I just finished reading Tenacity, the Left End Story by Patsy Palombo. Left End was the undisputed heavyweight champion of Youngstown Rock N Roll for nearly four decades. I started listening to them when they started doing reunion gigs in the late 90s early 00s. I’ve been a big fan of theirs and have always wanted to hear more of the stories from their crazy days of performing in Youngstown during the 1970s. They hit pretty big around 1974, got a record deal from Polydor but then got hosed by the record company and never were able to score a second recording contract. They plugged along nonetheless and wrote and self-released a bunch of great, original material. I highly recommend the book, despite its editorial errors, and picking up their debut release, Spoiled Rotten.

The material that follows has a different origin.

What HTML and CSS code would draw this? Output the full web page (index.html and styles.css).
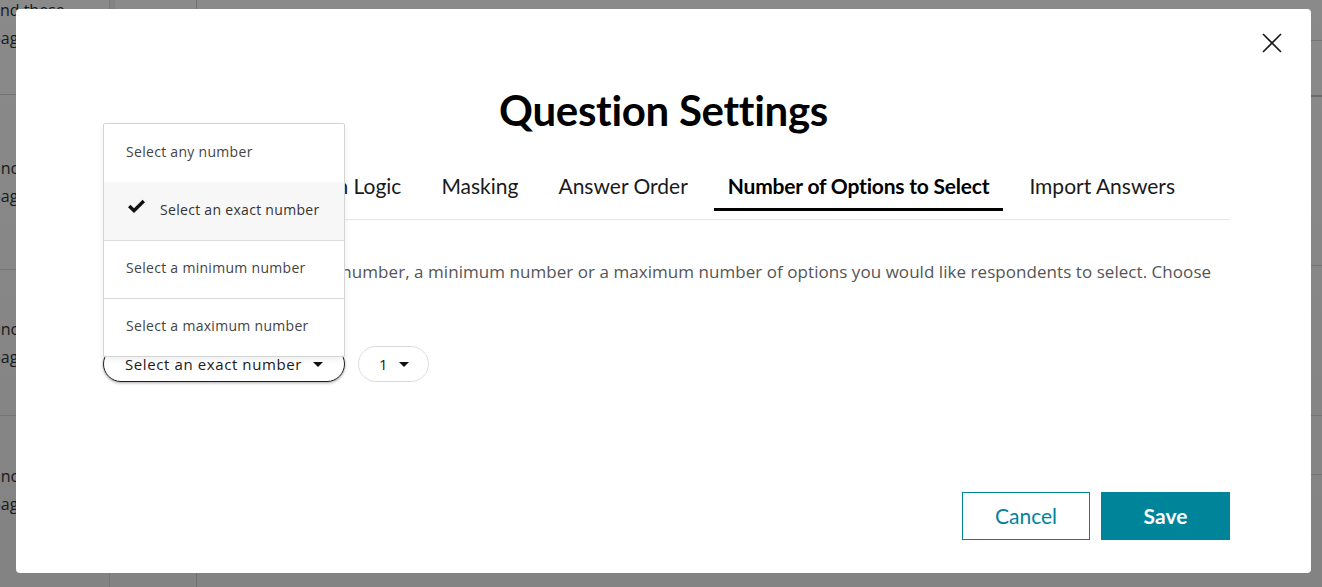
FILE: index.html
```html
<!DOCTYPE html>
<html lang="en">
<head>
<meta charset="utf-8">
<title>Question Settings</title>
<link rel="stylesheet" href="styles.css">
</head>
<body>
<div class="page">
  <div class="col col-a">
    <div class="cell cell-0"><p>and these</p><p>page</p></div>
    <div class="cell cell-1"><p>once</p><p>page</p></div>
    <div class="cell cell-2"><p>once</p><p>page</p></div>
    <div class="cell cell-3"><p>once</p><p>page</p></div>
  </div>
  <div class="col col-strip"></div>
  <div class="col col-b"></div>
  <div class="col col-c">
    <div class="rrow r0"></div>
    <div class="rrow r1"></div>
    <div class="rrow r2"></div>
    <div class="rrow r3"></div>
    <div class="rrow r4"></div>
  </div>
</div>
<div class="overlay"></div>

<div class="modal">
  <button class="close" aria-label="Close">
    <svg width="20" height="20" viewBox="0 0 20 20"><path d="M1 1 L19 19 M19 1 L1 19" stroke="#1a1a1a" stroke-width="1.6" fill="none"/></svg>
  </button>
  <h1 class="title">Question Settings</h1>
  <nav class="tabs">
    <span class="tab">Validation</span>
    <span class="tab">Option Logic</span>
    <span class="tab">Masking</span>
    <span class="tab">Answer Order</span>
    <span class="tab active">Number of Options to Select</span>
    <span class="tab">Import Answers</span>
  </nav>
  <p class="desc">Specify if you'd want an exact number, a minimum number or a maximum number of options you would like respondents to select. Choose<br>from the options below.</p>
  <div class="selects">
    <button class="pill pill-main">Select an exact number <span class="caret"></span></button>
    <button class="pill pill-num">1 <span class="caret"></span></button>
  </div>
  <div class="footer">
    <button class="btn btn-cancel">Cancel</button>
    <button class="btn btn-save">Save</button>
  </div>
  <ul class="menu">
    <li class="item">Select any number</li>
    <li class="item selected"><svg class="check" width="19" height="15" viewBox="0 0 19 15"><path d="M1 8.2 L3.4 5.8 L7 9.2 L15.6 0.8 L18 3.2 L7 14 Z" fill="#111"/></svg>Select an exact number</li>
    <li class="item">Select a minimum number</li>
    <li class="item">Select a maximum number</li>
  </ul>
</div>
</body>
</html>
```

FILE: styles.css
```css
* { box-sizing: border-box; }

body {
  margin: 0;
  width: 1322px;
  height: 587px;
  overflow: hidden;
  position: relative;
  font-family: "Open Sans", "Liberation Sans", sans-serif;
  background: #fff;
}

/* underlying page */
.page {
  display: flex;
  height: 587px;
  background: linear-gradient(#ffffff, #f2f2f2);
}
.col { height: 100%; }
.col-a { width: 109px; display: flex; flex-direction: column; overflow: hidden; }
.col-strip { width: 6px; background: #f3f3f3; border-left: 1px solid #dcdcdc; }
.col-b { width: 82px; border-right: 1px solid #d0d0d0; }
.col-c { flex: 1; display: flex; flex-direction: column; }

.cell { border-bottom: 1px solid #d6d6d6; display: flex; flex-direction: column; justify-content: center; gap: 8px; }
.cell p { margin: 0 0 0 -9px; font-size: 16px; line-height: 20px; color: #333; white-space: nowrap; font-family: "Open Sans", sans-serif; }
.cell-0 { height: 95px; justify-content: flex-start; }
.cell-1 { height: 175px; }
.cell-2 { height: 146px; }
.cell-3 { flex: 1; border-bottom: 0; justify-content: flex-start; padding-top: 50px; }

.rrow { border-bottom: 1px solid #d6d6d6; }
.r0 { height: 41px; }
.r1 { height: 56px; border-bottom: 2px solid #c8c8c8; }
.r2 { height: 169px; }
.r3 { height: 150px; }
.r4 { height: 59px; }

.overlay {
  position: absolute;
  inset: 0;
  background: rgba(0, 0, 0, 0.46);
}

/* modal */
.modal {
  position: absolute;
  left: 16px;
  top: 9px;
  width: 1295px;
  height: 564px;
  background: #fff;
  border-radius: 4px;
  padding: 77px 81px 33px 87px;
  display: flex;
  flex-direction: column;
}

.close {
  position: absolute;
  top: 24px;
  right: 29px;
  width: 20px;
  height: 20px;
  padding: 0;
  border: 0;
  background: none;
  display: flex;
}

.title {
  margin: 0 -81px 0 -87px;
  text-align: center;
  font-family: "Lato", sans-serif;
  font-weight: 700;
  font-size: 42px;
  line-height: 48px;
  color: #000;
  letter-spacing: -0.3px;
}

.tabs {
  margin-top: 38px;
  display: flex;
  justify-content: flex-end;
  gap: 12px;
  padding: 0 41px 8px 0;
  border-bottom: 1px solid #e6e6e6;
}
.tab {
  font-family: "Lato", sans-serif;
  font-size: 21px;
  line-height: 28px;
  color: #1a1a1a;
  padding: 0 14px 8px;
  border-bottom: 3px solid transparent;
  white-space: nowrap;
}
.tab.active {
  font-weight: 700;
  color: #000;
  letter-spacing: -0.2px;
  border-bottom-color: #000;
}

.desc {
  margin: 38px 0 0;
  font-size: 17px;
  letter-spacing: 0.05px;
  line-height: 28px;
  color: #555;
}

.selects {
  margin-top: 32px;
  display: flex;
  gap: 13px;
}
.pill {
  height: 36px;
  border-radius: 18px;
  background: #fff;
  font-family: "Open Sans", sans-serif;
  font-size: 15px;
  color: #1a1a1a;
  display: flex;
  align-items: center;
  gap: 11px;
  letter-spacing: 0.6px;
}
.pill-main {
  width: 242px;
  padding: 0 20px 0 21px;
  border: 1px solid #222;
  box-shadow: 0 1px 3px rgba(0, 0, 0, 0.35);
}
.pill-num {
  width: 71px;
  padding: 0 0 0 20px;
  border: 1px solid #dcdcdc;
}
.caret {
  width: 0;
  height: 0;
  border-left: 5px solid transparent;
  border-right: 5px solid transparent;
  border-top: 5px solid #111;
}

.footer {
  margin-top: auto;
  display: flex;
  justify-content: flex-end;
  gap: 11px;
}
.btn {
  height: 48px;
  width: 129px;
  padding: 0 0 2px;
  font-family: "Lato", sans-serif;
  font-size: 21px;
  border-radius: 0;
}
.btn-cancel {
  width: 128px;
  background: #fff;
  border: 1px solid #00849a;
  color: #00849a;
}
.btn-save {
  background: #00849a;
  border: 1px solid #00849a;
  color: #fff;
  font-weight: 700;
}

/* dropdown menu */
.menu {
  position: absolute;
  left: 87px;
  top: 114px;
  width: 242px;
  margin: 0;
  padding: 0;
  list-style: none;
  background: #fff;
  border: 1px solid #d4d4d4;
  border-radius: 2px;
  box-shadow: 0 2px 6px rgba(0, 0, 0, 0.08);
}
.item {
  height: 58px;
  display: flex;
  align-items: center;
  padding: 0 0 4px 22px;
  font-size: 14px;
  letter-spacing: 0.3px;
  color: #444;
  border-top: 1px solid #dcdcdc;
}
.item:first-child, .item.selected { border-top: 0; }
.item.selected {
  background: #f7f7f7;
  padding-left: 23px;
  color: #333;
}
.check { margin-right: 14px; margin-top: -6px; }
```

I haven’t really been reading, but using for reference From the Cannon’s Mouth: The Civil War Letters of General Alpheus S. Williams edited by Milo M. Quaife. It’s a book I turn to a great deal for the Chancellorsville and Gettysburg sections. Williams led the 1st Division of 12th Corps at both battles (technically he was temporary commander of 12th Corps at Gettysburg for a while). Williams letters are fantastic. They are very descriptive and well written. I have often considered his published letters to be on par with, and a Union equivalent, of what Edward Porter Alexander’s memoirs are for the Confederate side of the conflict. I can’t recommend the book enough for serious students of the war in the east and west.
Cecily Nelson Zander
I am currently digging into Andrew F. Lang’s new book A Contest of Civilizations: Exposing the Crisis of American Exceptionalism in the Civil War Era (UNC Press: 2021) and am really finding a lot to like. Typical of all the volumes in T. Michael Parrish and Gary W. Gallagher’s Littlefield Series at UNC Press, it boasts deep research and clear analysis. In our current moment, Lang’s forceful arguments about the ways the Civil War redefined conceptions of nationhood and reoriented the country’s path throughout the Reconstruction era have meaningful resonances.